Social media now make it possible to correct an article’s facts or write an argument in a blog post. The “Flickr Commons” project incorporates this power to identify items in the photo collections of 30 participating institutions (including the Library of Congress, the Getty Research institute, and the British Museum) to crowdsource the collective expertise of ordinary people. Validating answers to questions on social media is also a public process, which these institutions have learned is time consuming, but they conclude that “greater understanding of our shared past” makes the endeavor worthwhile.[24]

A growing number of projects are using crowdsourcing to generate research and expand access to collections. The Zooniverse citizen science community is among the most successful in harnessing the public’s enthusiasm for scientific research. Their Old Weather project has helped scientists “recover Arctic and worldwide weather observations made by United States ships since the mid-19th century, by transcribing ships’ logs.” The National Library of Australia recruited amateur historians to correct the OCR text of digitized newspapers; and with user-generated content, Ancestry.com’s World Archives Project uses enthusiastic genealogists to transcribe millions of name indexes for use by researchers.

Recently, projects have been established to crowdsource the more complex task of transcribing manuscript collections, with the intention of engaging participants in adding value to such archives. Scripto, developed at the Roy Rosenzweig Center for History and New Media at George Mason University, and T-Pen from Saint Louis University, are open-source tools designed to facilitate manuscript transcription.

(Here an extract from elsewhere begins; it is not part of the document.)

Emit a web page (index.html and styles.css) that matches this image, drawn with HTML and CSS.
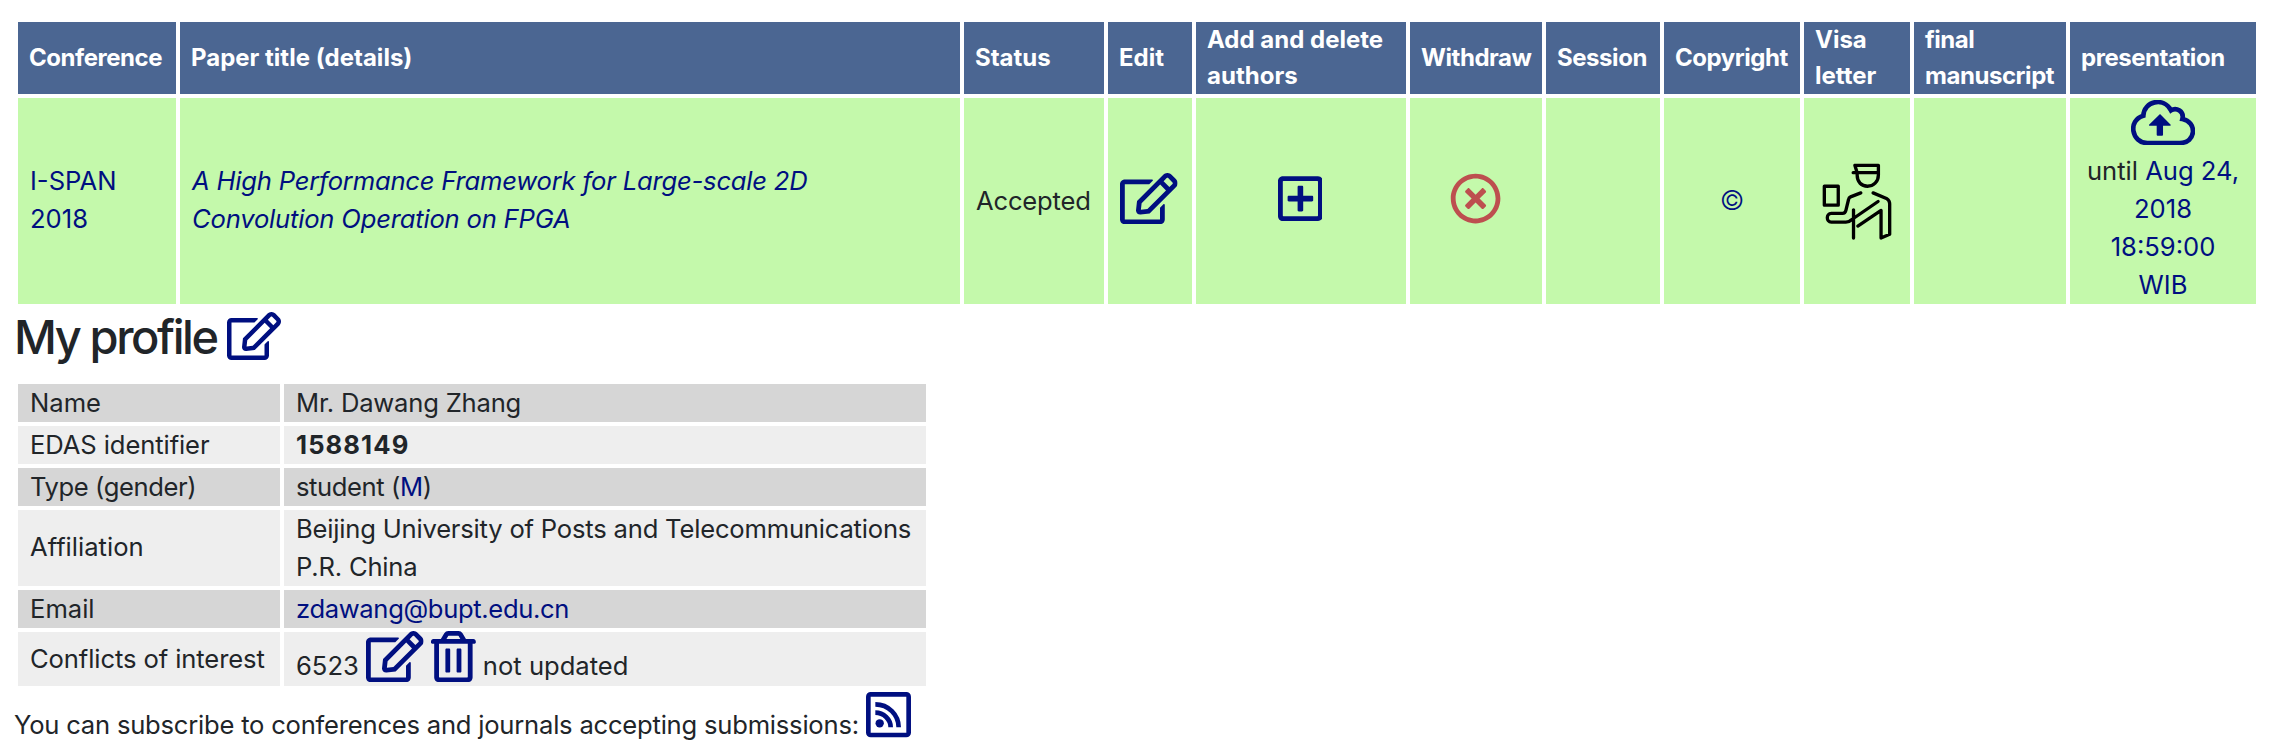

Scripto, “a community transcription tool brings the power of MediaWiki to your collections,” is currently used in several projects, including transcription of The U.S. War Department’s collected letters from the Civil War era. T-Pen is used for collaborative transcription of manuscript material, with editorial notation.[25]

At University College London, the Transcribe Bentham project[26] has developed crowdsourced manuscript transcription on a large scale within an academic context. They have examined its impact on scholarly editing, and also “assessed the potential benefits of engaging the public in research, […] to break down traditional barriers” of academic exclusivity.[27]

The original Bentham Project began in 1958 to publish a scholarly edition, The collected works of Jeremy Bentham (to replace the inadequate and incomplete eleven-volume edition published between 1838 and 1843) and has published 29 of the projected 70 volumes. Before they launched Transcribe Bentham in September 2010, they estimated 40,000 manuscripts remained to be transcribed and, like the Peirce manuscripts, much of that material was inadequately studied. Details of their progress further indicate why they decided to try crowdsourced help.

The volumes of the Collected Works are, to a large extent, based on edited transcripts of Bentham’s unpublished manuscripts, 60,000 folios of which are housed in UCL Library’s Special Collections, while a further 12,500 are held in the British Library. For over half a century, editorial staff at the Bentham Project have transcribed and edited Bentham’s manuscripts according to a set of established editorial conventions; they have transcribed an estimated 20,000 folios by hand, by typewriter, and by word processor (Causer et al. 2012: 120).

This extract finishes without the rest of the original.